Two games into Kelly’s 49ers tenure, Gabbert seems to be trending in the same direction as that trio. And even that might be overinflating his start. But one thing is clear: His final stats (243 passing yards and three total touchdowns) were an up-and-down odyssey born out of a running game that never got moving. And very little aside from a nicely thrown 28-yard touchdown to Torrey Smith should inspire anyone to believe Gabbert remains an unchallenged starter in San Francisco.

All of which should begin turning the conversation back to Kaepernick. His status as a football player has been entirely drowned out by the shouting over his civic activism the past month. Almost from the moment it was revealed he was protesting the national anthem before games, his status as a quarterback became an inconsequential detail. And surely for the 49ers, that has been a distraction at times.

Of course, there’s more to the story that has little to do with Kaepernick’s national anthem posture or media interviews. There’s still a troubling subplot that revolves around his relationship with general manager Trent Baalke, and that is something that hasn’t improved since cratering in the offseason. Long ago, Kaepernick lost trust in Baalke and that had a significant impact on the QB’s approach this offseason, one source close to Kaepernick said.

From a mental standpoint, Kaepernick was slow to buy into anything the 49ers were doing this offseason, seeming distant and disinterested in football, a source said. While Kelly hoped his offensive system would rejuvenate Kaepernick’s previous success, that hope developed serious doubts during a tumultuous offseason. And at some point, Kaepernick’s weight loss became a pressing concern for the 49ers’ front office – a telling detail leaked to multiple national media members toward the end of the preseason, right around the time the 49ers were headed for roster cuts.

But two things have happened since Kaepernick and the 49ers seemed to be heading for a divorce. First, Kelly stated publicly that Kaepernick was one of the two best quarterbacks on the roster and then Kaepernick subsequently was kept on the 53-man roster. Second, the 49ers have kept Kaepernick on the active roster in the first two games, potentially exposing him to playing, which isn’t something you do when you’re merely carrying dead weight.

Could San Francisco still be carrying Kaepernick to simply avoid a public-relations thump related to his protest? Yes. That’s always possible. But those who know Kelly say it’s more likely that he wants to get one more look at Kaepernick before he’s cut loose. And even if the front office has doubts in Kaepernick’s long-term viability, it’s worth remembering that Gabbert is in the final year of his deal and nobody in San Francisco has shown interest in changing that anytime soon.

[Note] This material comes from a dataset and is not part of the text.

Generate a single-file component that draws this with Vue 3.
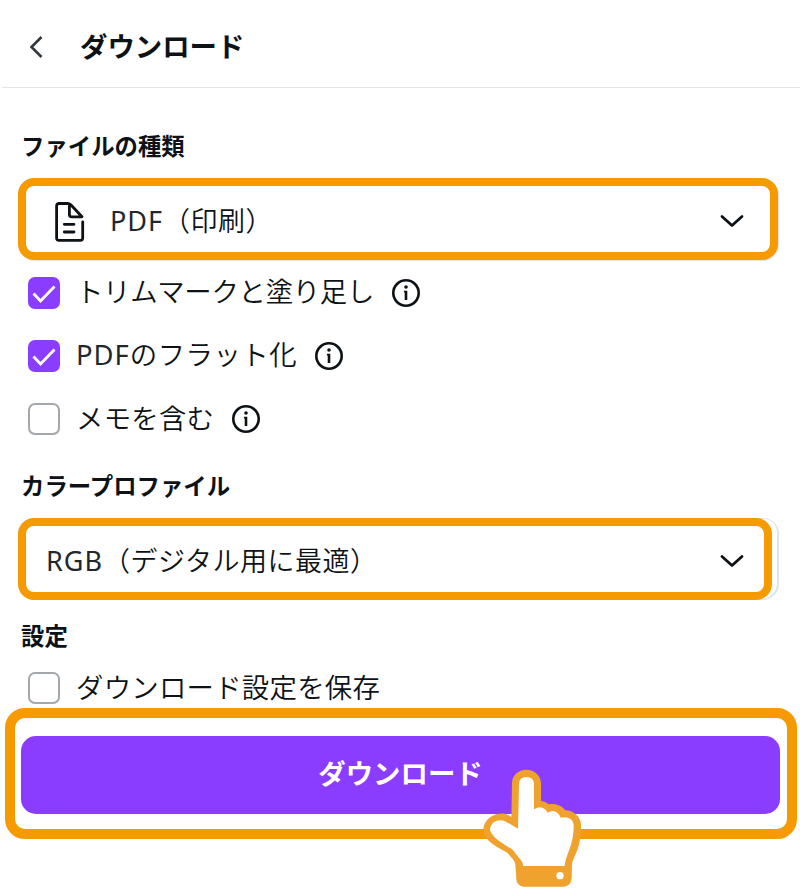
<template>
  <div class="panel">
    <header class="header">
      <button class="back" aria-label="戻る">
        <svg width="16" height="26" viewBox="0 0 16 26">
          <path d="M13.5 3 L3.5 13 L13.5 23" />
        </svg>
      </button>
      <h1>ダウンロード</h1>
    </header>

    <main class="content">
      <h2>ファイルの種類</h2>
      <div class="select highlight">
        <svg class="file-icon" width="32" height="42" viewBox="0 0 32 42">
          <path d="M28.7 21 V37 Q28.7 39.3 26.4 39.3 H4.8 Q2.6 39.3 2.6 37 V5 Q2.6 2.5 5.2 2.5 H13.5 Q15.4 2.5 16.8 3.8 L28 15.8 H17.8 Q15.4 15.8 15.4 13.4 V3.5" />
          <path d="M10.3 23.3 H20 M10.3 31 H20" />
        </svg>
        <span class="value"><span class="latin">PDF</span>（印刷）</span>
        <svg class="chevron" width="26" height="16" viewBox="0 0 26 16">
          <path d="M3 3.5 L13 12.5 L23 3.5" />
        </svg>
      </div>

      <div class="options">
        <label v-for="option in options" :key="option.label" class="option">
          <input v-model="option.checked" type="checkbox">
          <span class="box" :class="{ checked: option.checked }">
            <svg v-if="option.checked" width="32" height="32" viewBox="0 0 32 32">
              <path d="M5.5 16.5 L12.5 24 L26.5 9.5" />
            </svg>
          </span>
          <span class="label"><span v-if="option.prefix" class="latin">{{ option.prefix }}</span>{{ option.label }}</span>
          <svg class="info" width="30" height="30" viewBox="0 0 30 30">
            <circle class="ring" cx="15" cy="15" r="12.7" />
            <circle cx="15" cy="9" r="1.8" />
            <path d="M12.9 12.7 H16.3 V22 H13.7 V14.4 H12.9 Z" />
          </svg>
        </label>
      </div>

      <h2 class="profile-title">カラープロファイル</h2>
      <div class="select-outline">
        <div class="select highlight">
          <span class="value"><span class="latin">RGB</span>（デジタル用に最適）</span>
          <svg class="chevron" width="26" height="16" viewBox="0 0 26 16">
            <path d="M3 3.5 L13 12.5 L23 3.5" />
          </svg>
        </div>
      </div>

      <h2 class="settings-title">設定</h2>
      <label class="option save">
        <input v-model="saveSettings" type="checkbox">
        <span class="box" :class="{ checked: saveSettings }">
          <svg v-if="saveSettings" width="32" height="32" viewBox="0 0 32 32">
            <path d="M5.5 16.5 L12.5 24 L26.5 9.5" />
          </svg>
        </span>
        <span class="label">ダウンロード設定を保存</span>
      </label>
    </main>

    <div class="action highlight">
      <button class="download">ダウンロード</button>
      <svg class="hand" width="99" height="119" viewBox="39 207 297 357">
        <path class="hand-edge" d="M126 250 C126 225 145 209 169 209 S213 227 213 250 V302 Q227 304 236 313 C254 309 276 316 286 331 C310 331 333 350 333 376 C333 440 320 452 306 490 L305 535 Q303 558 282 560 H160 Q140 558 139 538 L136 492 C133 478 120 470 113 459 C90 445 40 425 40 388 C42 355 75 337 104 341 Q116 344 124 351 Z" />
        <path class="hand-fill" d="M147 250 Q149 231 169 231 Q189 231 192 250 V328 Q203 321 212 322 Q226 325 232 338 Q242 332 250 333 Q265 336 272 353 Q286 350 296 354 Q310 360 311 376 C311 440 288 460 284 498 H160 Q159 485 150 477 Q138 462 128 449 C110 438 62 412 60 388 Q63 363 90 361 Q102 361 113 368 L144 386 Z" />
        <circle class="hand-fill" cx="270" cy="527" r="11" />
      </svg>
    </div>
  </div>
</template>

<script setup>
import { ref } from 'vue';

const options = ref([
  { label: 'トリムマークと塗り足し', checked: true },
  { prefix: 'PDF', label: 'のフラット化', checked: true },
  { label: 'メモを含む', checked: false }
]);

const saveSettings = ref(false);
</script>

<style>
body {
  background: #fff;
}
</style>

<style scoped>
.panel {
  box-sizing: border-box;
  width: 800px;
  height: 892px;
  overflow: hidden;
  background: #fff;
  color: #0d1216;
  font-family: "Noto Sans", "Noto Sans CJK JP", sans-serif;
}
.panel svg {
  display: block;
  flex: none;
}
button {
  padding: 0;
  border: none;
  font-family: inherit;
  cursor: pointer;
}
.header {
  display: flex;
  align-items: center;
  box-sizing: border-box;
  height: 88px;
  margin-left: 2px;
  padding: 6px 0 0 26px;
  border-bottom: 1px solid #e3e4e6;
}
.back {
  background: none;
}
.back path {
  fill: none;
  stroke: #33383c;
  stroke-width: 2.6;
}
h1 {
  margin: 0 0 0 36px;
  font-size: 27.4px;
  line-height: 40px;
  font-weight: 600;
}
.content {
  padding: 26px 20px 0 18px;
}
h2 {
  height: 64px;
  margin: 0;
  padding-left: 3px;
  font-size: 23.4px;
  line-height: 64px;
  font-weight: 600;
}
.highlight {
  box-sizing: border-box;
  border: 8px solid #f59a00;
  border-radius: 16px;
  background: #fff;
}
.select {
  display: flex;
  align-items: center;
  width: 760px;
  height: 82px;
  padding: 4px 25px 0 21px;
  box-shadow: 1px 1px 1px #dfe2e8;
}
.file-icon {
  margin: 1px 24px 0 7px;
}
.file-icon path {
  fill: none;
  stroke: #0d1216;
  stroke-width: 2.8;
  stroke-linecap: round;
  stroke-linejoin: round;
}
.value {
  flex: 1;
  font-size: 27px;
  line-height: 40px;
  font-weight: 350;
  letter-spacing: 0.5px;
  white-space: nowrap;
}
.latin {
  color: #22272b;
  font-weight: 400;
  letter-spacing: 1px;
}
.chevron path {
  fill: none;
  stroke: #0d1216;
  stroke-width: 2.8;
  stroke-linecap: round;
  stroke-linejoin: round;
}
.select-outline {
  box-sizing: border-box;
  width: 761px;
  height: 82px;
  border-radius: 16px;
  box-shadow: inset -2px -1px 0 #e1e4ea, inset 0 1px 0 #e1e4ea;
}
.select-outline .select {
  width: 754px;
  padding: 4px 19px 0 20px;
  box-shadow: none;
}
.options {
  padding-top: 1px;
}
.option {
  display: flex;
  align-items: center;
  height: 63.3px;
  padding-left: 10px;
}
.option input {
  position: absolute;
  opacity: 0;
}
.box {
  box-sizing: border-box;
  width: 32px;
  height: 32px;
  border: 2px solid #a4a8ad;
  border-radius: 7px;
}
.box.checked {
  border: none;
  background: #8b3dff;
}
.box path {
  fill: none;
  stroke: #fff;
  stroke-width: 2.8;
}
.label {
  margin: -1px 17px 0 16px;
  font-size: 27.4px;
  line-height: 40px;
  font-weight: 350;
  letter-spacing: 0.25px;
  white-space: nowrap;
}
.option:first-child .label {
  letter-spacing: -0.3px;
}
.option:nth-child(2) .label {
  letter-spacing: 0.5px;
}
.info {
  fill: #0d1216;
}
.ring {
  fill: none;
  stroke: #0d1216;
  stroke-width: 2.6;
}
.profile-title {
  height: 67px;
  padding-top: 2px;
  box-sizing: border-box;
  line-height: 67px;
}
.settings-title {
  height: 72px;
  line-height: 72px;
}
.option.save {
  height: 32px;
}
.save .label {
  margin-top: 0;
}
.action {
  position: relative;
  display: flex;
  width: 792px;
  height: 131px;
  margin: 4px 0 0 5px;
  padding: 18px 7px 14px 6px;
  border-width: 10px;
  border-radius: 20px;
}
.download {
  width: 759px;
  height: 78px;
  padding-bottom: 2px;
  border-radius: 15px;
  background: #8b3dff;
  color: #fff;
  font-size: 27.4px;
  line-height: 40px;
  font-weight: 600;
}
/* pointer drawn over the button and the lower edge of the frame */
.hand {
  position: absolute;
  top: 51px;
  left: 468px;
}
.hand-edge {
  fill: #f0a22e;
}
.hand-fill {
  fill: #fff;
}
</style>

Those two factors – Kaepernick remaining on the roster and Gabbert having no long-term deal – translate into a door that is still cracked open. And it will only open further if Gabbert can’t become a more consistent, dependable player. So far, he hasn’t been any better under Kelly than he was in eight starts last season, a few flashes mired inside of mediocrity. And standing on the sideline is Kaepernick, still representing the same lingering question about what he would look like with a sustained opportunity in Kelly’s offense.

For now, we don’t know. But it’s time to start asking that question again. Whether his critics like it or not, the 49ers can’t encapsulate Colin Kapernick’s entire NFL existence in the few minutes he takes a knee before the game. He’s still on the roster for a reason. He’s still active on game days and cashing millions in paychecks to be an NFL quarterback. At some point – sooner rather than later – the 49ers need to give him another opportunity to do that job.

Two games in, Blaine Gabbert is the same player he has always been. And that’s not a long-term solution. Chip Kelly should know that better than anyone.